GIVEN INSTRUCTION:
Show every line containing "Tailwind" by copying it.

EXTRACTED MATERIAL:

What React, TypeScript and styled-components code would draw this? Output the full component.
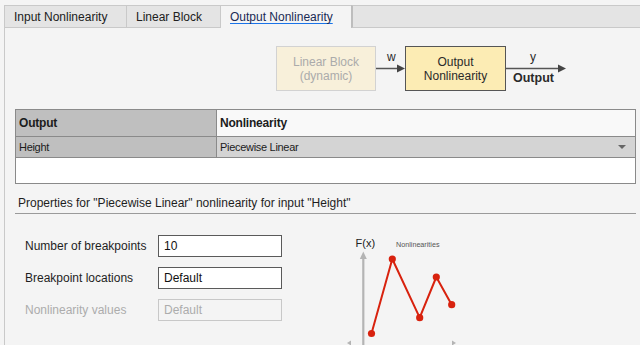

...

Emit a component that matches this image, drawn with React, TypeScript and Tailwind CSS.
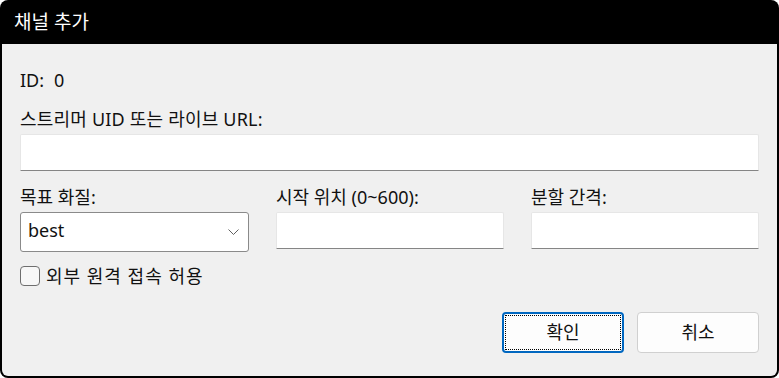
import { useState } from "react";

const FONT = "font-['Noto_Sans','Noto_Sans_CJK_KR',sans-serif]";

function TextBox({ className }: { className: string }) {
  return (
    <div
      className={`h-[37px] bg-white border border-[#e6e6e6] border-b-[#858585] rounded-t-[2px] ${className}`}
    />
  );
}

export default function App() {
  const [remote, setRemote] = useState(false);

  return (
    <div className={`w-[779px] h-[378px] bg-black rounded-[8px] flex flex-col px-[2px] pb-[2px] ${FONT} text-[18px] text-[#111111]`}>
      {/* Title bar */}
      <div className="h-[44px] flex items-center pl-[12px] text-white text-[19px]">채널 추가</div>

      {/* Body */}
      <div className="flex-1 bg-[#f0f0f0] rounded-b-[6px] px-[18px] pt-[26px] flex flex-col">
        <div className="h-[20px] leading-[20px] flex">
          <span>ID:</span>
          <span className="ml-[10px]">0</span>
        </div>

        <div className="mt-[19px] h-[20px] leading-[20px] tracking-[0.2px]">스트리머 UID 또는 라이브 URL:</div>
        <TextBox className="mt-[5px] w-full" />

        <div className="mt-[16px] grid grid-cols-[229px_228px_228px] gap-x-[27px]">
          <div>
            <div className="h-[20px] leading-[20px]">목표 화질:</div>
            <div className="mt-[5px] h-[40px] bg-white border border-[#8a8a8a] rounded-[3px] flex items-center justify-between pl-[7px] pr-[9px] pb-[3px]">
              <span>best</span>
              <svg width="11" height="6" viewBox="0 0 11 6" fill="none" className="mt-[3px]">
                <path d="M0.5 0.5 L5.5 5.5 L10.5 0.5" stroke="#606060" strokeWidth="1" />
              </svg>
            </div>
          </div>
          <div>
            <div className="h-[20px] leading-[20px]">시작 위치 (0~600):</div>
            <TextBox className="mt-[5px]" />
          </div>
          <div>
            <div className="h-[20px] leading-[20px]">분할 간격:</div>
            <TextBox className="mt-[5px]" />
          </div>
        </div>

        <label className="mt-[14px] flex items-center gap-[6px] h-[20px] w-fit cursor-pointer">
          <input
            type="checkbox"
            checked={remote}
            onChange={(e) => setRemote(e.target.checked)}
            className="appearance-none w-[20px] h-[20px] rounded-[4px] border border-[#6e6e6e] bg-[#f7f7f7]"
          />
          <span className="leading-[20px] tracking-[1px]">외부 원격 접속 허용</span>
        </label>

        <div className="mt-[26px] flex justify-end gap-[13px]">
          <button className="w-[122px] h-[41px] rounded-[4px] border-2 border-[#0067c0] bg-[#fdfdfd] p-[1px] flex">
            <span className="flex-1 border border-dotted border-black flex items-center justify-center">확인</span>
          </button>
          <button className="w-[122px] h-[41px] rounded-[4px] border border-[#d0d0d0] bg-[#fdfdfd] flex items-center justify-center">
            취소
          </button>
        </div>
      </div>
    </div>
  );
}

...

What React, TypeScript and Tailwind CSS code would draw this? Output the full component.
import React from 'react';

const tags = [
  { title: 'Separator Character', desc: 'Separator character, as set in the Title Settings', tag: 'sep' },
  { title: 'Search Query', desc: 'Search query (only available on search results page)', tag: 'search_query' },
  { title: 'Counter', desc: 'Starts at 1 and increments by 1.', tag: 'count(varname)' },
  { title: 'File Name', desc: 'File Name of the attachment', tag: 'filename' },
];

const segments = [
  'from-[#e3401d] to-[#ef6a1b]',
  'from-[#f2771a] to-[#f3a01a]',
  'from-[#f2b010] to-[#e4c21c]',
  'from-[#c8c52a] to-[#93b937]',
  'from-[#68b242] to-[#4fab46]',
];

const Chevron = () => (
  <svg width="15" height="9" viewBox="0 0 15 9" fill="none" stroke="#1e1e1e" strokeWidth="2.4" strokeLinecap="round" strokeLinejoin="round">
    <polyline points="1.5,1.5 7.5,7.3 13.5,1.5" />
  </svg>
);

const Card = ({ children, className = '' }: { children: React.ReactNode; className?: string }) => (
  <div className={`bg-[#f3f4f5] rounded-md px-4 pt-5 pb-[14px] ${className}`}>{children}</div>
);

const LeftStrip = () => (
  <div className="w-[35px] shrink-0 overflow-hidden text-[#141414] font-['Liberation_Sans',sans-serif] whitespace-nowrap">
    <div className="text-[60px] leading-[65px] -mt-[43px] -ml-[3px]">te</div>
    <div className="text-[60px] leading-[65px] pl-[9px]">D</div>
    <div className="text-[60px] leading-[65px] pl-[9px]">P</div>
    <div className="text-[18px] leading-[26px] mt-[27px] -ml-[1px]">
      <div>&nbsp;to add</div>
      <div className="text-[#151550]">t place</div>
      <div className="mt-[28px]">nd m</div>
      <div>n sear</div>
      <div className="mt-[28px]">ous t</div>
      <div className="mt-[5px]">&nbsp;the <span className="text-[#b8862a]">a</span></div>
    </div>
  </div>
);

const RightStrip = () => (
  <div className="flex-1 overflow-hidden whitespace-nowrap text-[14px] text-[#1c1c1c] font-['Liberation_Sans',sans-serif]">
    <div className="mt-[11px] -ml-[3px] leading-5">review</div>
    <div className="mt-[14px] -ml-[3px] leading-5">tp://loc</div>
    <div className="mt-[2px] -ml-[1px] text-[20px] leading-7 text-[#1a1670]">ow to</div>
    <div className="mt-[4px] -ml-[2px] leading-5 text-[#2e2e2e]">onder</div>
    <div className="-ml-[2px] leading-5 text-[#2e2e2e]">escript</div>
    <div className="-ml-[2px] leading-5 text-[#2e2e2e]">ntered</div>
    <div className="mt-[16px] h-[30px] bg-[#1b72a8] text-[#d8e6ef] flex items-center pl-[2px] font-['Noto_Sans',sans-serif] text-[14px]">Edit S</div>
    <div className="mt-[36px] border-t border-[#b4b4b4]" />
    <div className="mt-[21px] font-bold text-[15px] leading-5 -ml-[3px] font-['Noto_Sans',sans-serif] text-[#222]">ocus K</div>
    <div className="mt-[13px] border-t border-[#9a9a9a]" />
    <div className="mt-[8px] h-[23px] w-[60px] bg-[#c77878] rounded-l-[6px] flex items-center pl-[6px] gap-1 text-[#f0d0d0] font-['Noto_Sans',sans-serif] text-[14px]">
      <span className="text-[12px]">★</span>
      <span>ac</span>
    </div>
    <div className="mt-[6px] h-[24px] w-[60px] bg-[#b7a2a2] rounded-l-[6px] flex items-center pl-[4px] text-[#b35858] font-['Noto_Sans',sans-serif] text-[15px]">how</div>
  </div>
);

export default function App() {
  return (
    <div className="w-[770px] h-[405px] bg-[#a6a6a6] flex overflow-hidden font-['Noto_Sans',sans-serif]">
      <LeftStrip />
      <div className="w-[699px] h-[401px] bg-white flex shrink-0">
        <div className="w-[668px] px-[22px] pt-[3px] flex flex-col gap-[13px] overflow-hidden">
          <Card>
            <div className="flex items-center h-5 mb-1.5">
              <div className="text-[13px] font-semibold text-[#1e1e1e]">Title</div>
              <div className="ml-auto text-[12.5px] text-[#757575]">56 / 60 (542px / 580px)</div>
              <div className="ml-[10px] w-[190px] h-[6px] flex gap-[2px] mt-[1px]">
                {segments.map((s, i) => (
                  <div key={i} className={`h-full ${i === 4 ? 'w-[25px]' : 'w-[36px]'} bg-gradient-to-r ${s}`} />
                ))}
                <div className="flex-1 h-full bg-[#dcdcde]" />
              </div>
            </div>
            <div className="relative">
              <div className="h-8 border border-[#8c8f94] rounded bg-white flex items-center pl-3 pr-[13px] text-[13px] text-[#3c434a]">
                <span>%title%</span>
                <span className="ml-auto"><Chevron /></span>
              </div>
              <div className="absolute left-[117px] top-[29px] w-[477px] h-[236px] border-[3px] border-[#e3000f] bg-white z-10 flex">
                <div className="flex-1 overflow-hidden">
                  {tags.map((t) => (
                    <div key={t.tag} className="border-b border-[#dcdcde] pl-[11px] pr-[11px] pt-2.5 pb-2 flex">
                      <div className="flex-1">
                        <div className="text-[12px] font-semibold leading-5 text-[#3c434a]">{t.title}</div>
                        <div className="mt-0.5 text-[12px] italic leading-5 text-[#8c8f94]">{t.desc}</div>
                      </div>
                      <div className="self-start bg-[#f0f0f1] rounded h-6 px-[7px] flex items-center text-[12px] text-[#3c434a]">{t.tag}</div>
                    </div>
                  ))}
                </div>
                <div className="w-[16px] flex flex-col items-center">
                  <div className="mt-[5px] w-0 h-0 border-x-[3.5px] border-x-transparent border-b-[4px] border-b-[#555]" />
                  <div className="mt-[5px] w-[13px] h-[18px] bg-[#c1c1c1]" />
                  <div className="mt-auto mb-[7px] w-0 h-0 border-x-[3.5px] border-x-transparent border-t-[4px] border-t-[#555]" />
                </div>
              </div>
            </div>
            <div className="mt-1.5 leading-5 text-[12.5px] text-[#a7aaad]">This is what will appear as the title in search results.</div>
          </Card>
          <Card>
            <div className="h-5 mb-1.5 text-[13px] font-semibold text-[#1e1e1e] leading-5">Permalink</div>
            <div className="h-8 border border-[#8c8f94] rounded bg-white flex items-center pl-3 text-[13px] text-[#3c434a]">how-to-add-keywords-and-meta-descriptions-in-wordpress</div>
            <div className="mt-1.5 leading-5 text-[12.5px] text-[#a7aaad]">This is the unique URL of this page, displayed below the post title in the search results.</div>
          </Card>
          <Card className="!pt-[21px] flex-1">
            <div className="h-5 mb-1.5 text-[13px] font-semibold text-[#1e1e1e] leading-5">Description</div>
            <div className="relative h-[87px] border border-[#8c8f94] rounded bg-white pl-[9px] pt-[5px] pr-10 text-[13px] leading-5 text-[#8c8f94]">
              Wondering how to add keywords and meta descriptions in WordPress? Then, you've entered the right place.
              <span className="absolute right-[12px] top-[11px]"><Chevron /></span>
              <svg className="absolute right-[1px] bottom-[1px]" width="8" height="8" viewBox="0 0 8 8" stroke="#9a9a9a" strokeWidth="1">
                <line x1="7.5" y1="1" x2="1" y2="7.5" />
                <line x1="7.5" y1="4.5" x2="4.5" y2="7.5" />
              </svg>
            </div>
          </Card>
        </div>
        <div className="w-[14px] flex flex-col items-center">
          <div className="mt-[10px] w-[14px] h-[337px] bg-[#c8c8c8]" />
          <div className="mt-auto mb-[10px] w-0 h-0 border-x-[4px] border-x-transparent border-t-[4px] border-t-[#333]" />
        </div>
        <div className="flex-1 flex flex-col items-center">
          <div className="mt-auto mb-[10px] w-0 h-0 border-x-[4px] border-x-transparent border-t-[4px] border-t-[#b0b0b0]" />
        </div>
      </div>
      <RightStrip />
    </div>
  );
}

OUTPUT FOR THIS EXERCISE:
Emit a component that matches this image, drawn with React, TypeScript and Tailwind CSS.
What React, TypeScript and Tailwind CSS code would draw this? Output the full component.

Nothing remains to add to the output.